Directions for this task: Copy the data that follows, character for character, minus the pictures.

Supplied data:
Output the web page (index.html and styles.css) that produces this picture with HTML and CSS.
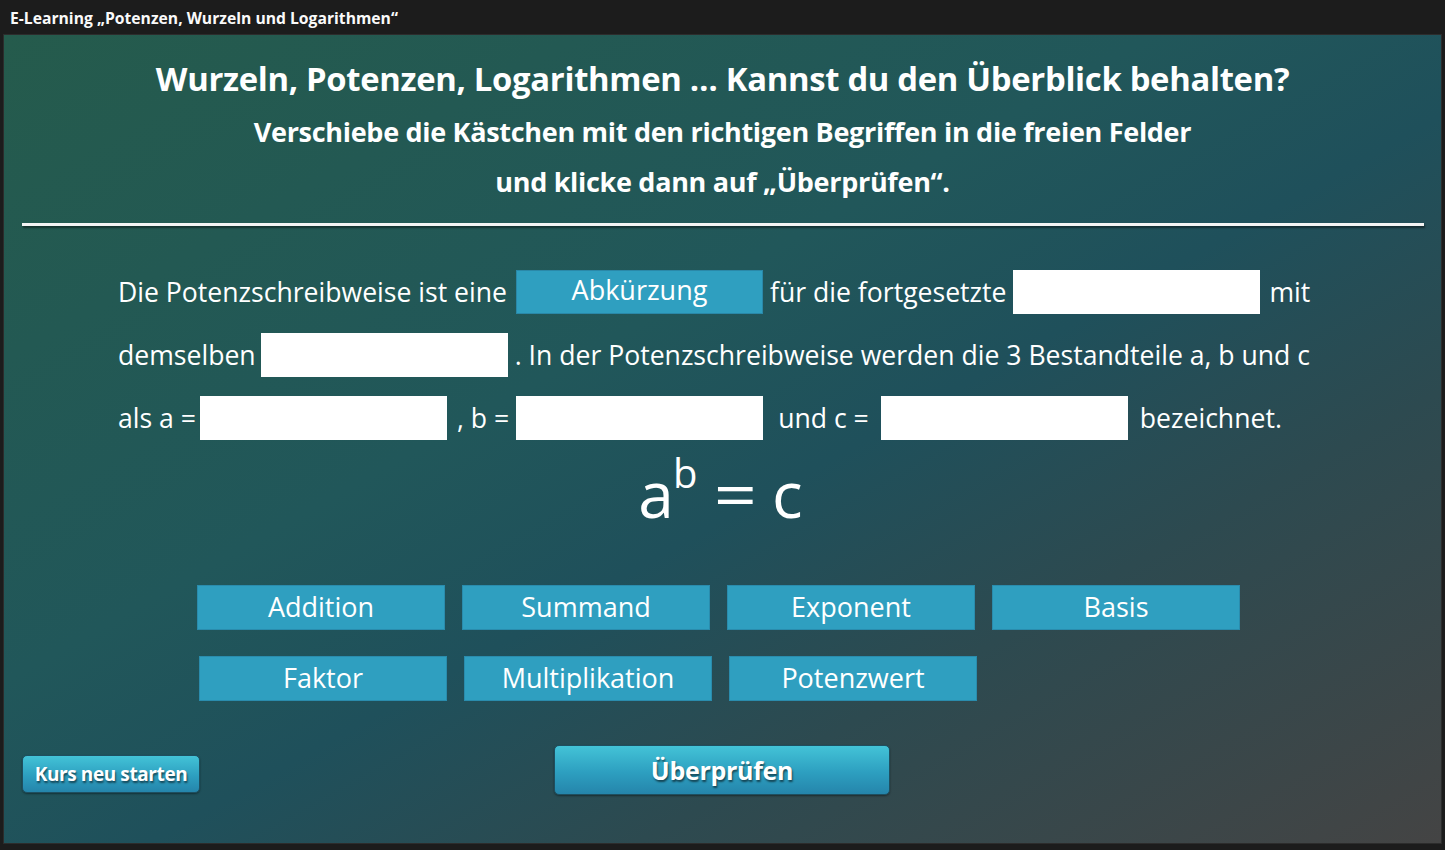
FILE: index.html
```html
<!DOCTYPE html>
<html lang="de">
<head>
  <title>E-Learning Potenzen, Wurzeln und Logarithmen</title>
  <link rel="stylesheet" href="styles.css">
</head>

<body>
  <header class="topbar">E-Learning „Potenzen, Wurzeln und Logarithmen“</header>

  <main class="stage">
    <section class="intro">
      <h1>Wurzeln, Potenzen, Logarithmen … Kannst du den Überblick behalten?</h1>
      <p>Verschiebe die Kästchen mit den richtigen Begriffen in die freien Felder</p>
      <p>und klicke dann auf „Überprüfen“.</p>
    </section>

    <hr class="rule">

    <section class="cloze">
      <div class="line">
        <span>Die Potenzschreibweise ist eine</span>
        <span class="slot filled l1a">Abkürzung</span>
        <span class="l1b">für die fortgesetzte</span>
        <span class="slot l1c"></span>
        <span class="l1d">mit</span>
      </div>
      <div class="line">
        <span>demselben</span>
        <span class="slot l2a"></span>
        <span class="l2b">. In der Potenzschreibweise werden die 3 Bestandteile a, b und c</span>
      </div>
      <div class="line">
        <span>als a =</span>
        <span class="slot l3a"></span>
        <span class="l3b">, b =</span>
        <span class="slot l3c"></span>
        <span class="l3d">und c =</span>
        <span class="slot l3e"></span>
        <span class="l3f">bezeichnet.</span>
      </div>
      <div class="formula">
        <span>a</span><sup>b</sup><span class="eq">=</span><span>c</span>
      </div>
    </section>

    <section class="pool">
      <div class="row">
        <span class="chip">Addition</span>
        <span class="chip">Summand</span>
        <span class="chip">Exponent</span>
        <span class="chip">Basis</span>
      </div>
      <div class="row second">
        <span class="chip">Faktor</span>
        <span class="chip">Multiplikation</span>
        <span class="chip">Potenzwert</span>
      </div>
    </section>

    <footer class="actions">
      <button class="btn small">Kurs neu starten</button>
      <button class="btn check">Überprüfen</button>
    </footer>
  </main>
</body>
</html>
```

FILE: styles.css
```css
*,
*::before,
*::after {
  box-sizing: border-box;
}

html {
  height: 100%;
}
body {
  margin: 0;
  height: 100%;
  background: #1c1c1c;
  font-family: "Open Sans", sans-serif;
  color: #fff;
  display: flex;
  flex-direction: column;
}

.topbar {
  height: 34px;
  padding: 8px 0 0 10px;
  font-size: 15.7px;
  font-weight: 700;
  line-height: 20px;
  color: #fafafa;
}

.stage {
  height: 810px;
  margin: 0 3px;
  border: 1px solid #2c2c2c;
  background: linear-gradient(to bottom right, #255b4c 0%, #21575a 40%, #1f505b 55%, #2d4a50 72%, #444 100%);
  position: relative;
}

.intro {
  text-align: center;
  font-weight: 700;
}
.intro h1 {
  margin: 24px 0 0;
  font-size: 32.8px;
  line-height: 40px;
  letter-spacing: -0.3px;
}
.intro p {
  margin: 0;
  font-size: 27px;
  line-height: 50px;
  letter-spacing: -0.3px;
}
.intro h1 + p {
  margin-top: 8px;
}

.rule {
  margin: 16px 17px 0 18px;
  height: 3px;
  border: 0;
  background: #f4f4f4;
  box-shadow: 1px 2px 2px rgba(0, 0, 0, 0.45);
}

.cloze {
  margin-top: 44px;
  padding-left: 114px;
  font-size: 26.6px;
}
.line {
  display: flex;
  align-items: center;
  height: 44px;
  margin-bottom: 19px;
  white-space: nowrap;
}
.slot {
  display: inline-block;
  width: 247px;
  height: 44px;
  background: #fff;
}
.slot.filled {
  background: #2f9fc0;
  border: 1px solid #2a88a8;
  text-align: center;
  font-size: 27px;
  line-height: 38px;
}
.l1a { margin-left: 9px; }
.l1b { margin-left: 7px; }
.l1c { margin-left: 7px; }
.l1d { margin-left: 9px; }
.l2a { margin-left: 5px; }
.l2b { margin-left: 7px; }
.l3a { margin-left: 4px; }
.l3b { margin-left: 10px; }
.l3c { margin-left: 7px; }
.l3d { margin-left: 15px; }
.l3e { margin-left: 12px; }
.l3f { margin-left: 12px; }

.formula {
  width: 1205px;
  text-align: center;
  font-size: 64px;
  line-height: 70px;
}
.formula sup {
  font-size: 40px;
  vertical-align: 30px;
  line-height: 0;
  margin-left: -1px;
}
.formula .eq {
  display: inline-block;
  margin: 0 18px 0 20px;
  transform: scaleX(1.18);
}

.pool {
  margin-top: 56px;
}
.pool .row {
  display: flex;
  gap: 17px;
  padding-left: 193px;
  margin-bottom: 26px;
}
.pool .row.second {
  padding-left: 195px;
}
.chip {
  width: 248px;
  height: 45px;
  background: #2f9fc0;
  border: 1px solid #2a8cad;
  text-align: center;
  font-size: 27px;
  line-height: 42px;
}

.actions {
  position: relative;
  height: 60px;
}
.btn {
  position: absolute;
  border: 1px solid #1e4f60;
  border-radius: 5px;
  background: linear-gradient(#43c3d7, #2d9fc0 55%, #2585ab);
  color: #fff;
  font-family: "Open Sans", sans-serif;
  font-weight: 700;
  text-shadow: 1px 2px 2px rgba(0, 0, 0, 0.55);
  box-shadow: 0 1px 2px rgba(0, 0, 0, 0.4);
}
.btn.small {
  left: 18px;
  top: 28px;
  width: 178px;
  height: 38px;
  font-size: 19px;
  letter-spacing: -0.4px;
}
.btn.check {
  left: 550px;
  top: 18px;
  width: 336px;
  height: 50px;
  font-size: 25px;
  letter-spacing: -0.3px;
}
```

Exercise response:
Output the web page (index.html and styles.css) that produces this picture with HTML and CSS.
FILE: index.html
```html
<!DOCTYPE html>
<html lang="de">
<head>
  <title>E-Learning Potenzen, Wurzeln und Logarithmen</title>
  <link rel="stylesheet" href="styles.css">
</head>

<body>
  <header class="topbar">E-Learning „Potenzen, Wurzeln und Logarithmen“</header>

  <main class="stage">
    <section class="intro">
      <h1>Wurzeln, Potenzen, Logarithmen … Kannst du den Überblick behalten?</h1>
      <p>Verschiebe die Kästchen mit den richtigen Begriffen in die freien Felder</p>
      <p>und klicke dann auf „Überprüfen“.</p>
    </section>

    <hr class="rule">

    <section class="cloze">
      <div class="line">
        <span>Die Potenzschreibweise ist eine</span>
        <span class="slot filled l1a">Abkürzung</span>
        <span class="l1b">für die fortgesetzte</span>
        <span class="slot l1c"></span>
        <span class="l1d">mit</span>
      </div>
      <div class="line">
        <span>demselben</span>
        <span class="slot l2a"></span>
        <span class="l2b">. In der Potenzschreibweise werden die 3 Bestandteile a, b und c</span>
      </div>
      <div class="line">
        <span>als a =</span>
        <span class="slot l3a"></span>
        <span class="l3b">, b =</span>
        <span class="slot l3c"></span>
        <span class="l3d">und c =</span>
        <span class="slot l3e"></span>
        <span class="l3f">bezeichnet.</span>
      </div>
      <div class="formula">
        <span>a</span><sup>b</sup><span class="eq">=</span><span>c</span>
      </div>
    </section>

    <section class="pool">
      <div class="row">
        <span class="chip">Addition</span>
        <span class="chip">Summand</span>
        <span class="chip">Exponent</span>
        <span class="chip">Basis</span>
      </div>
      <div class="row second">
        <span class="chip">Faktor</span>
        <span class="chip">Multiplikation</span>
        <span class="chip">Potenzwert</span>
      </div>
    </section>

    <footer class="actions">
      <button class="btn small">Kurs neu starten</button>
      <button class="btn check">Überprüfen</button>
    </footer>
  </main>
</body>
</html>
```

FILE: styles.css
```css
*,
*::before,
*::after {
  box-sizing: border-box;
}

html {
  height: 100%;
}
body {
  margin: 0;
  height: 100%;
  background: #1c1c1c;
  font-family: "Open Sans", sans-serif;
  color: #fff;
  display: flex;
  flex-direction: column;
}

.topbar {
  height: 34px;
  padding: 8px 0 0 10px;
  font-size: 15.7px;
  font-weight: 700;
  line-height: 20px;
  color: #fafafa;
}

.stage {
  height: 810px;
  margin: 0 3px;
  border: 1px solid #2c2c2c;
  background: linear-gradient(to bottom right, #255b4c 0%, #21575a 40%, #1f505b 55%, #2d4a50 72%, #444 100%);
  position: relative;
}

.intro {
  text-align: center;
  font-weight: 700;
}
.intro h1 {
  margin: 24px 0 0;
  font-size: 32.8px;
  line-height: 40px;
  letter-spacing: -0.3px;
}
.intro p {
  margin: 0;
  font-size: 27px;
  line-height: 50px;
  letter-spacing: -0.3px;
}
.intro h1 + p {
  margin-top: 8px;
}

.rule {
  margin: 16px 17px 0 18px;
  height: 3px;
  border: 0;
  background: #f4f4f4;
  box-shadow: 1px 2px 2px rgba(0, 0, 0, 0.45);
}

.cloze {
  margin-top: 44px;
  padding-left: 114px;
  font-size: 26.6px;
}
.line {
  display: flex;
  align-items: center;
  height: 44px;
  margin-bottom: 19px;
  white-space: nowrap;
}
.slot {
  display: inline-block;
  width: 247px;
  height: 44px;
  background: #fff;
}
.slot.filled {
  background: #2f9fc0;
  border: 1px solid #2a88a8;
  text-align: center;
  font-size: 27px;
  line-height: 38px;
}
.l1a { margin-left: 9px; }
.l1b { margin-left: 7px; }
.l1c { margin-left: 7px; }
.l1d { margin-left: 9px; }
.l2a { margin-left: 5px; }
.l2b { margin-left: 7px; }
.l3a { margin-left: 4px; }
.l3b { margin-left: 10px; }
.l3c { margin-left: 7px; }
.l3d { margin-left: 15px; }
.l3e { margin-left: 12px; }
.l3f { margin-left: 12px; }

.formula {
  width: 1205px;
  text-align: center;
  font-size: 64px;
  line-height: 70px;
}
.formula sup {
  font-size: 40px;
  vertical-align: 30px;
  line-height: 0;
  margin-left: -1px;
}
.formula .eq {
  display: inline-block;
  margin: 0 18px 0 20px;
  transform: scaleX(1.18);
}

.pool {
  margin-top: 56px;
}
.pool .row {
  display: flex;
  gap: 17px;
  padding-left: 193px;
  margin-bottom: 26px;
}
.pool .row.second {
  padding-left: 195px;
}
.chip {
  width: 248px;
  height: 45px;
  background: #2f9fc0;
  border: 1px solid #2a8cad;
  text-align: center;
  font-size: 27px;
  line-height: 42px;
}

.actions {
  position: relative;
  height: 60px;
}
.btn {
  position: absolute;
  border: 1px solid #1e4f60;
  border-radius: 5px;
  background: linear-gradient(#43c3d7, #2d9fc0 55%, #2585ab);
  color: #fff;
  font-family: "Open Sans", sans-serif;
  font-weight: 700;
  text-shadow: 1px 2px 2px rgba(0, 0, 0, 0.55);
  box-shadow: 0 1px 2px rgba(0, 0, 0, 0.4);
}
.btn.small {
  left: 18px;
  top: 28px;
  width: 178px;
  height: 38px;
  font-size: 19px;
  letter-spacing: -0.4px;
}
.btn.check {
  left: 550px;
  top: 18px;
  width: 336px;
  height: 50px;
  font-size: 25px;
  letter-spacing: -0.3px;
}
```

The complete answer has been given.